Les photos et les clips ont été réalisés avec Gabriel Sauvageot, mon frère. Il fait de la photo, et comme on partage les mêmes références esthétiques, tout s’est fait de façon très fluide. On aime les mêmes ambiances, les mêmes textures visuelles.
Je dirais qu’il y a une esthétique de « beaux cadres », mais en même temps, c’est très émotionnel. C’est un mélange de réflexion et de ressenti, c’est un peu difficile à expliquer… mais ça me ressemble. Par exemple, le clip de « La Vague » est en format carré, un format un peu vintage que j’aime beaucoup. Quand je faisais du cinéma, j’adorais ce type de cadrage. Il y a un vrai côté rétro dans tout ça, que j’assume complètement.

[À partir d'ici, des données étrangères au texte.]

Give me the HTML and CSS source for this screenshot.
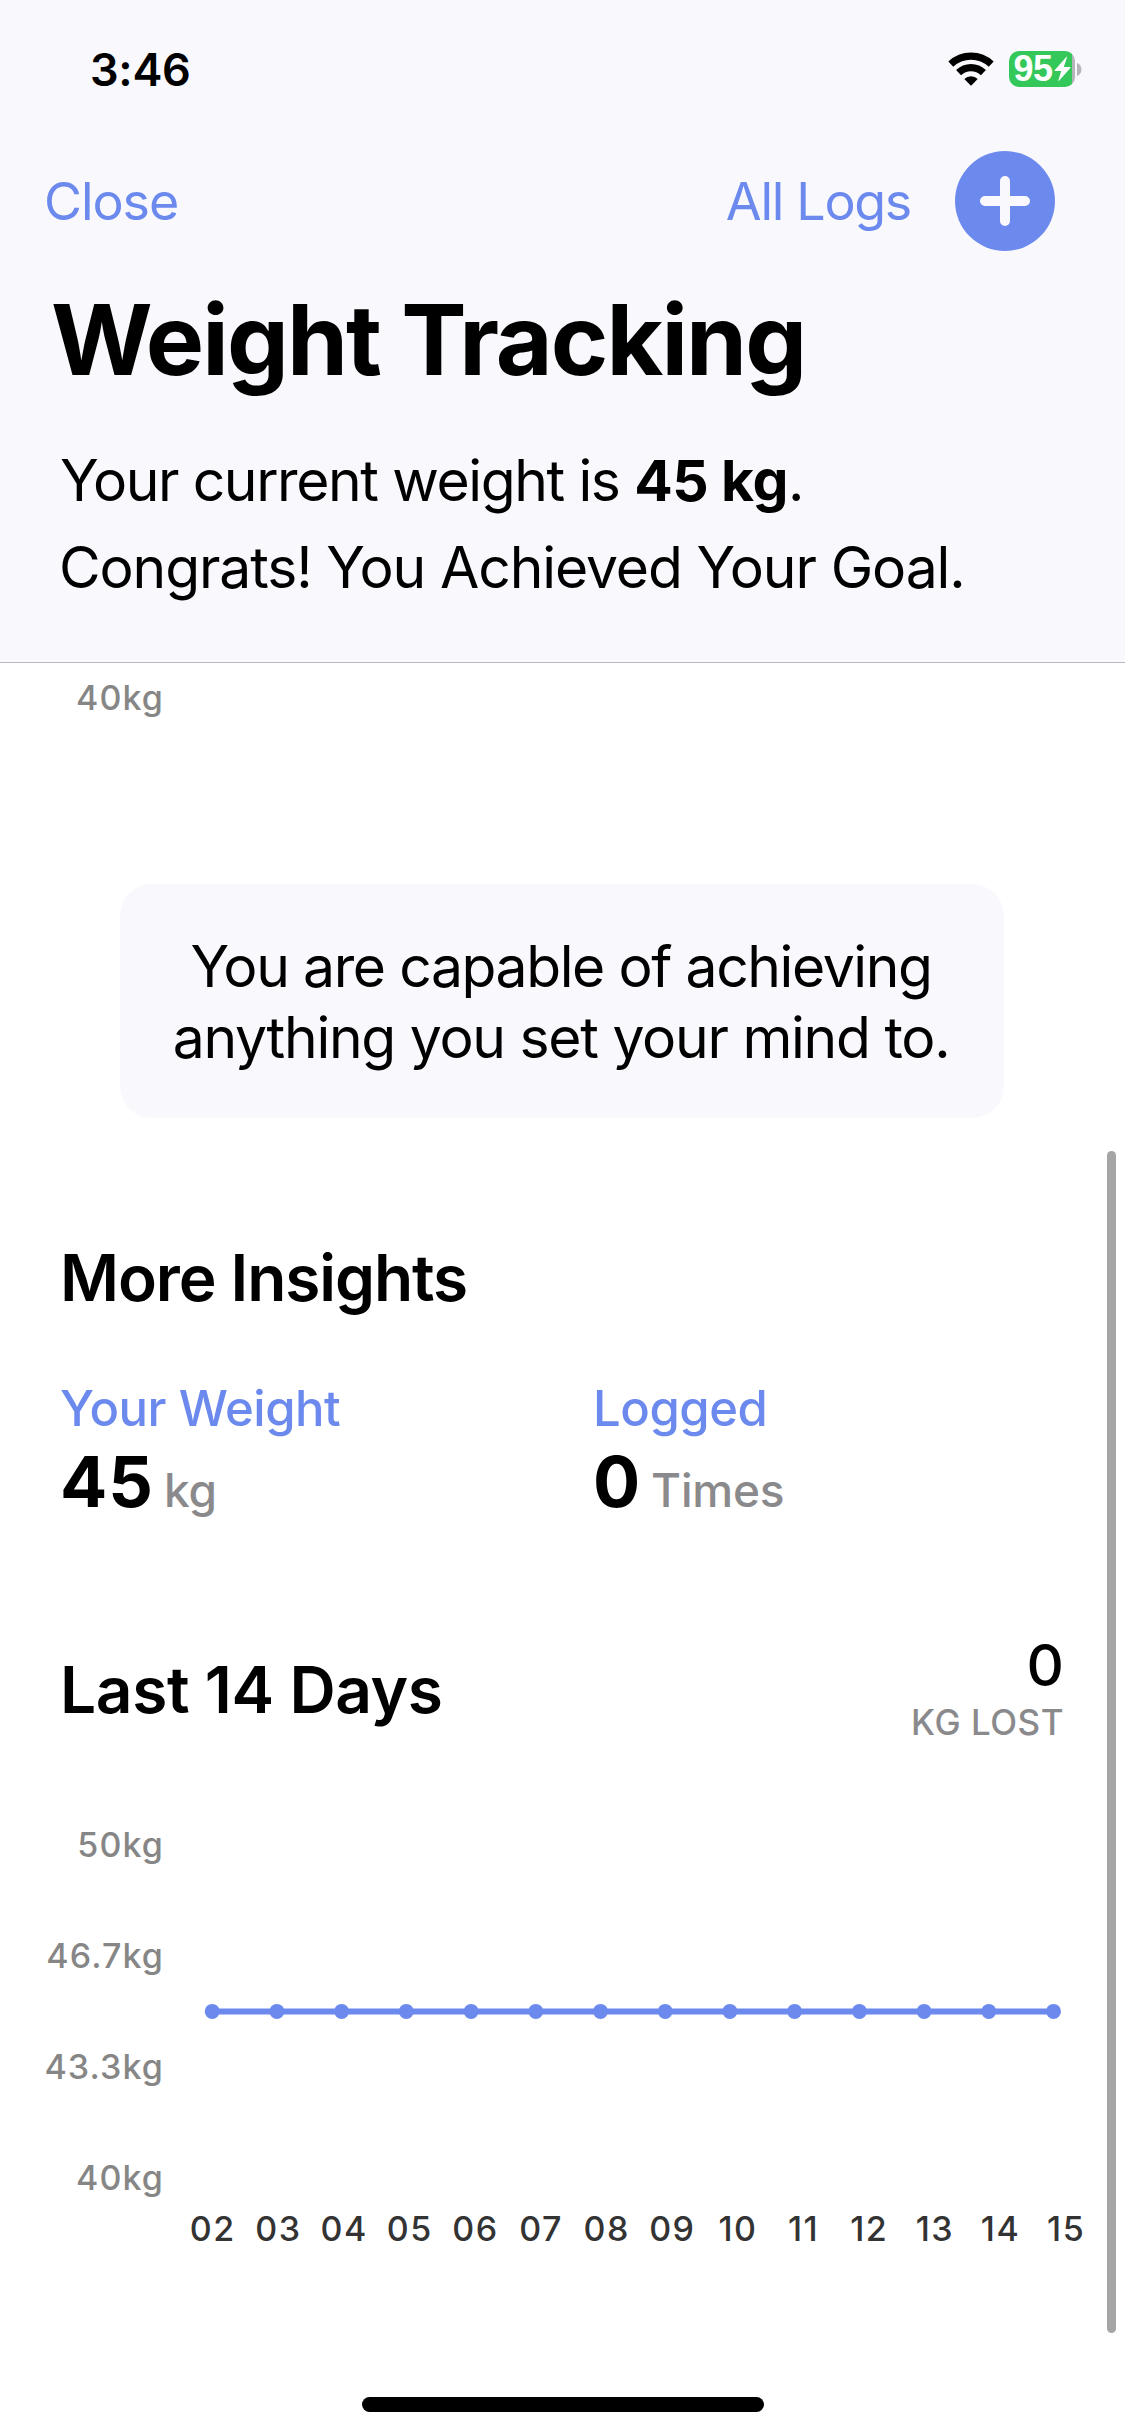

C’est vrai que la couleur dans ton univers visuel est aussi très présente. Comment l’as-tu abordée ?

Lola Sauvageot  : Oui, mon univers est devenu plus lumineux. Avant, j’étais dans quelque chose de beaucoup plus sombre, où presque tout était en noir, mais aujourd’hui, j’ai envie d’y ajouter de la couleur. Le Havre, la ville d’où je viens, est une ville très lumineuse, avec énormément de bleu — cette lumière-là, j’avais envie de l’intégrer dans mon travail.
La couleur, c’est quelque chose qui peut faire un peu peur au début, mais en école d’art, on apprend justement à l’apprivoiser. Et maintenant, j’ai envie d’en jouer davantage.

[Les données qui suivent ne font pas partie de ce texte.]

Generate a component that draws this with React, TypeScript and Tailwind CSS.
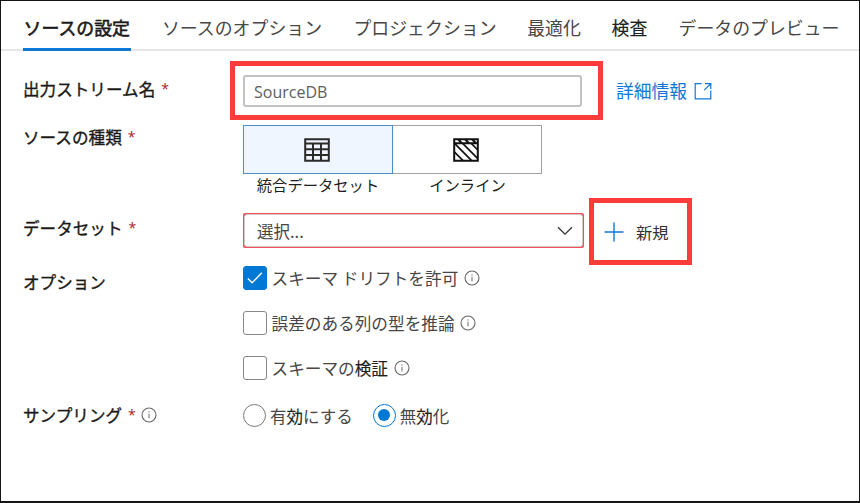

Lola Sauvageot – Le Lion et Moi

Est-ce que tu accordes une importance particulière à l’énergie scénique de ton projet ?

Lola Sauvageot : Oui, carrément, mais c’est encore un travail en cours. Plus on joue, plus je suis à l’aise, et plus je trouve comment canaliser cette énergie sur scène. Le live apporte une nouvelle dimension à l’EP : il y a plus de rock, plus d’énergie.

Et pour le théâtre et la performance, que tu as étudiés après Montréal, tu en gardes quelque chose ?

Lola Sauvageot  : Oui, en fait, avant, je faisais du théâtre et de la performance parce que j’avais trop peur de monter sur scène. Il y a eu une période, dans ma vingtaine, où je n’arrivais plus à chanter en public, ça me mettait vraiment trop mal à l’aise. Et puis je me suis dit : « Ok, t’as peur, mais si tu veux vraiment faire ça, il faut franchir le pas ». Alors, j’ai essayé, dans un autre pays, avec des gens que je ne connaissais pas, dans une autre formation. Ça m’a énormément aidée.

C’est intéressant parce qu’avant de partir à Montréal, mon école d’art avait été un peu dure avec moi. Je me souviens que le jury de mon diplôme m’avait dit que je ne prenais pas assez de risques, que je n’étais pas assez courageuse. Et ça m’avait vraiment touchée, ça m’a fait douter. Mais en même temps, ça m’a poussée à vouloir faire les choses à fond, à oser prendre des risques.

Et tu te vois aller où ensuite, au niveau musical ?

Lola Sauvageot  : Déjà, j’aimerais bien enregistrer un album. On a plein de nouveaux morceaux avec le groupe, grâce à toutes les scènes qu’on a faites. J’ai vraiment envie de continuer à créer, à me professionnaliser, et, bien sûr, à vivre de ma musique.